Garry was born in Bronx, New York. His father was industrial film director and his mother Marjorie was a tap-dance instructor. Marshall was the eldest of three children. Marshall would later credit his mother for coaxing him and his sister Penny Marshall into comedy. That was the inspiration when he majoring in journalism at Northwestern University. Marshall then moved to Los Angeles, where he started his Hollywood career.
He started his career with writing jokes for a range of shows like The Tonight Show for Joey Bishop and then Jack Paar. Jerry Belson was his partner while they worked on The Dick Van Dyke Show and The Lucy Show. He produced The Odd Couple, and famously cast his sister in Laverne and Shirley, which he created, launching her career. His other hit shows include, Happy Days and Mork & Mindy.
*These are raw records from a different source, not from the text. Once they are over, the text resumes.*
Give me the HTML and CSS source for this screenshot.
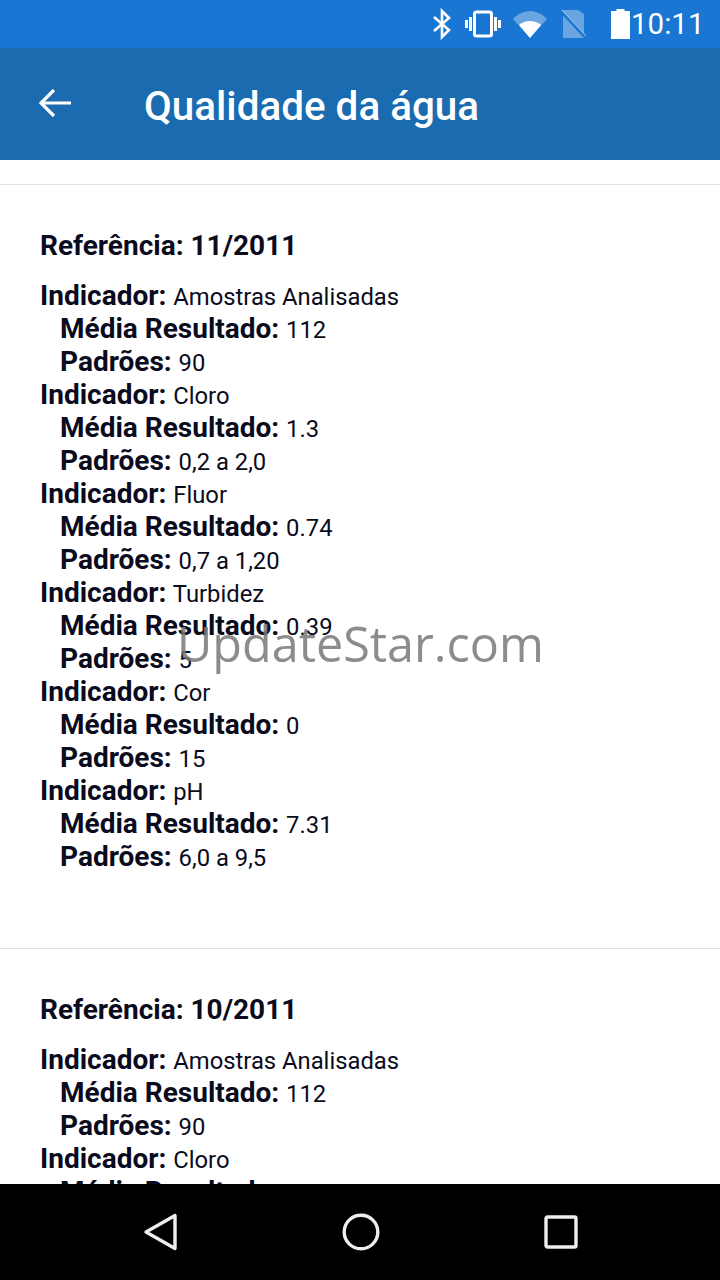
FILE: index.html
```html
<!DOCTYPE html>
<html lang="pt">

<head>
  <meta charset="UTF-8" />
  <title>Qualidade da água</title>
  <link rel="stylesheet" href="styles.css">
</head>

<body>
  <div class="status-bar">
    <svg class="ic-bt" width="24" height="32" viewBox="0 0 24 32">
      <path d="M4 9 L19 22 L12 29 V3 L19 10 L4 23" fill="none" stroke="#fff" stroke-width="2.6" />
    </svg>
    <svg class="ic-vib" width="36" height="28" viewBox="0 0 36 28">
      <rect x="9.500" y="2" width="17" height="24" rx="2" fill="none" stroke="#fff" stroke-width="3" />
      <path d="M5.500 7 V21 M1.500 10 V18 M30.500 7 V21 M34.500 10 V18" stroke="#fff" stroke-width="3" />
    </svg>
    <svg class="ic-wifi" width="34" height="28" viewBox="0 0 34 28">
      <path d="M0 9 C9.500 -1.500 24.500 -1.500 34 9 L17 28 Z" fill="#fff" opacity="0.35" />
      <path d="M6 15 C12.500 9.500 21.500 9.500 28 15 L17 28 Z" fill="#fff" />
    </svg>
    <svg class="ic-sim" width="28" height="30" viewBox="0 0 28 30">
      <path d="M4 1 H19 L25 5 V29 H4 Z" fill="#fff" opacity="0.35" />
      <path d="M1 1 L27 29" stroke="#1976d2" stroke-width="3" />
      <path d="M2.500 0.500 L27 27" stroke="#fff" stroke-width="1.200" opacity="0.35" />
    </svg>
    <svg class="ic-bat" width="19" height="30" viewBox="0 0 19 30">
      <path d="M5.500 0 H13.500 V2 H19 V30 H0 V2 H5.500 Z" fill="#fff" />
    </svg>
    <span class="clock">10:11</span>
  </div>

  <header class="app-bar">
    <svg class="back" width="34" height="32" viewBox="0 0 34 32">
      <path d="M33 16 H3 M16 3 L3 16 L16 29" fill="none" stroke="#fff" stroke-width="3.200" />
    </svg>
    <h1>Qualidade da água</h1>
  </header>

  <main class="lista">
    <section class="card">
      <h2>Referência: 11/2011</h2>
      <p class="ind"><b>Indicador:</b> Amostras Analisadas</p>
      <p class="sub"><b>Média Resultado:</b> 112</p>
      <p class="sub"><b>Padrões:</b> 90</p>
      <p class="ind"><b>Indicador:</b> Cloro</p>
      <p class="sub"><b>Média Resultado:</b> 1.3</p>
      <p class="sub"><b>Padrões:</b> 0,2 a 2,0</p>
      <p class="ind"><b>Indicador:</b> Fluor</p>
      <p class="sub"><b>Média Resultado:</b> 0.74</p>
      <p class="sub"><b>Padrões:</b> 0,7 a 1,20</p>
      <p class="ind"><b>Indicador:</b> Turbidez</p>
      <p class="sub"><b>Média Resultado:</b> 0.39</p>
      <p class="sub"><b>Padrões:</b> 5</p>
      <p class="ind"><b>Indicador:</b> Cor</p>
      <p class="sub"><b>Média Resultado:</b> 0</p>
      <p class="sub"><b>Padrões:</b> 15</p>
      <p class="ind"><b>Indicador:</b> pH</p>
      <p class="sub"><b>Média Resultado:</b> 7.31</p>
      <p class="sub"><b>Padrões:</b> 6,0 a 9,5</p>
    </section>

    <section class="card">
      <h2>Referência: 10/2011</h2>
      <p class="ind"><b>Indicador:</b> Amostras Analisadas</p>
      <p class="sub"><b>Média Resultado:</b> 112</p>
      <p class="sub"><b>Padrões:</b> 90</p>
      <p class="ind"><b>Indicador:</b> Cloro</p>
      <p class="sub"><b>Média Resultado:</b> 1.1</p>
    </section>
  </main>

  <nav class="nav-bar">
    <svg width="36" height="38" viewBox="0 0 36 38">
      <path d="M3 19 L32 2.500 V35.500 Z" fill="none" stroke="#eee" stroke-width="3.400" stroke-linejoin="round" />
    </svg>
    <svg width="38" height="38" viewBox="0 0 38 38">
      <circle cx="19" cy="19" r="16.800" fill="none" stroke="#eee" stroke-width="3.400" />
    </svg>
    <svg width="34" height="34" viewBox="0 0 34 34">
      <rect x="2" y="2" width="30" height="30" rx="1.500" fill="none" stroke="#eee" stroke-width="3.400" />
    </svg>
  </nav>

  <div class="marca">UpdateStar.com</div>
</body>

</html>
```

FILE: styles.css
```css
* {
  box-sizing: border-box;
}

html,
body {
  margin: 0;
  height: 100%;
}

body {
  display: flex;
  flex-direction: column;
  height: 1280px;
  overflow: hidden;
  position: relative;
  background: white;
  font-family: Roboto, "Liberation Sans", sans-serif;
  color: #0b0b20;
}

.status-bar {
  height: 48px;
  flex: none;
  background: #1976d2;
  display: flex;
  align-items: center;
  color: white;
  padding-left: 430px;
}

.ic-vib {
  margin-left: 11px;
}

.ic-wifi {
  margin-left: 12px;
}

.ic-sim {
  margin-left: 12px;
}

.ic-bat {
  margin-left: 24px;
}

.clock {
  font-size: 29.5px;
  margin-left: 1px;
}

.app-bar {
  height: 112px;
  flex: none;
  background: #1a6baf;
  display: flex;
  align-items: center;
  padding-left: 38px;
  padding-top: 4px;
}

.back {
  margin-bottom: 6px;
}

.app-bar h1 {
  margin: 0 0 0 72px;
  font-size: 40.4px;
  font-weight: 500;
  color: white;
}

.lista {
  flex: 1;
  overflow: hidden;
  padding-top: 24px;
}

.card {
  border-top: 1px solid #e0e0e0;
  padding: 44px 40px 73px;
}

.card h2 {
  margin: 0 0 18px;
  font-size: 28px;
  line-height: 34px;
  font-weight: 700;
}

.card p {
  margin: 0;
  font-size: 23.8px;
  line-height: 33px;
}

.card b {
  font-size: 28px;
  line-height: 1;
  margin-right: 1px;
}

.sub {
  padding-left: 20px;
}

.nav-bar {
  height: 96px;
  flex: none;
  background: black;
  display: flex;
  align-items: center;
  justify-content: center;
  position: relative;
}

.nav-bar svg:nth-child(1) {
  margin-right: 163px;
}

.nav-bar svg:nth-child(2) {
  margin-right: 164px;
}

.marca {
  position: absolute;
  left: 177px;
  top: 611px;
  font-family: "Open Sans", sans-serif;
  font-size: 48.5px;
  line-height: 64px;
  color: rgba(120, 120, 120, 0.85);
}
```
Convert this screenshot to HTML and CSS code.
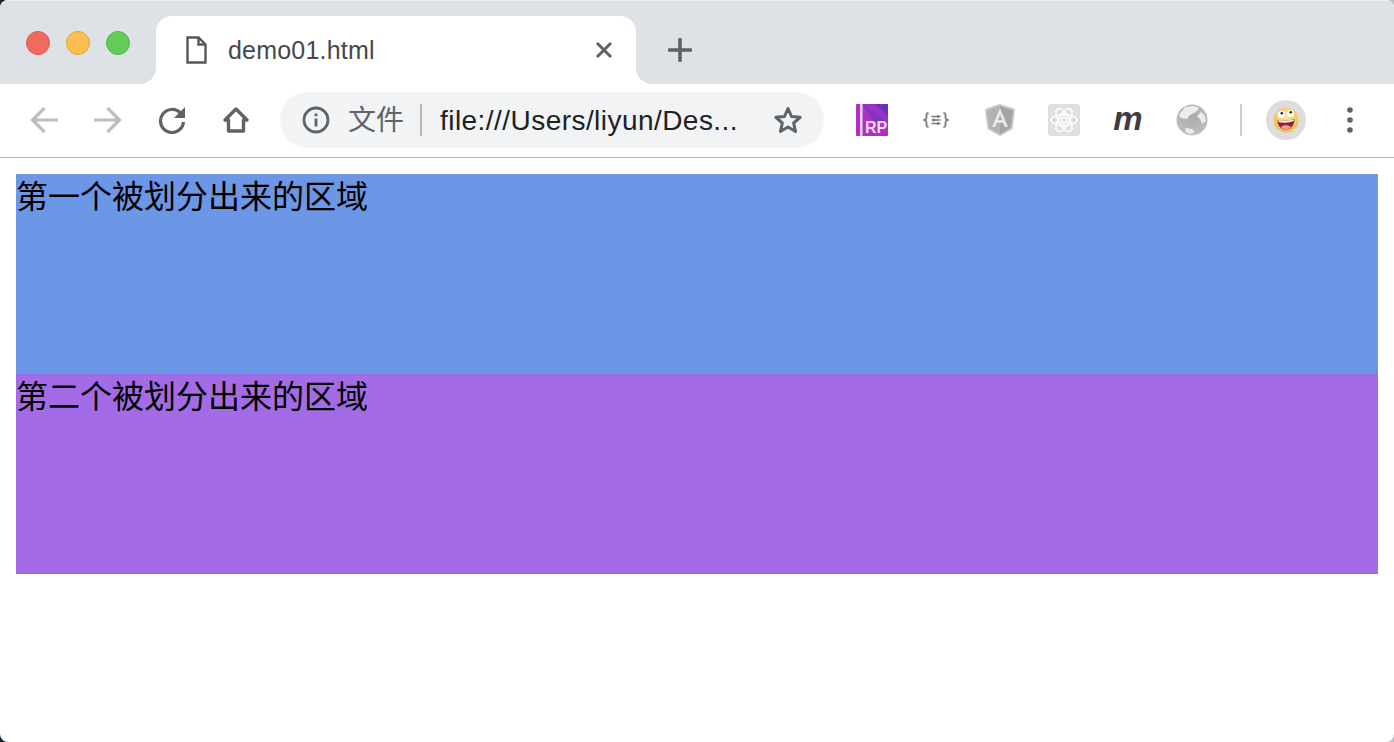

Marshall also stepped into making movies in 1984 with The Flamingo Kid. This was the first time he worked with Hector Elizondo. Elizondo then progressed to be almost in all of his movies. Marshall then went on to direct 18 films including such blockbuster hits such as Pretty Woman, Beaches, and The Princess Diaries.
Marshall was a big family man and most of his movie ideas were inspired by his family. His actors who went on to become great actors with their own influence always returned for Marshall’s movies. Julia Roberts, Richard Gere, Kate Hudson and Anne Hathaway are among some of the names that considered him family and talked about him in fond words.
Marshall’s passing away is an end of an era in Hollywood for loving, beautiful movies that were your favourite. He is missed by all his family including his wife Barbara; sisters Ronny Hallin and Penny Marshall; children Lori, Kathleen, and Scott; and his six grandchildren, people who worked with him and his fans.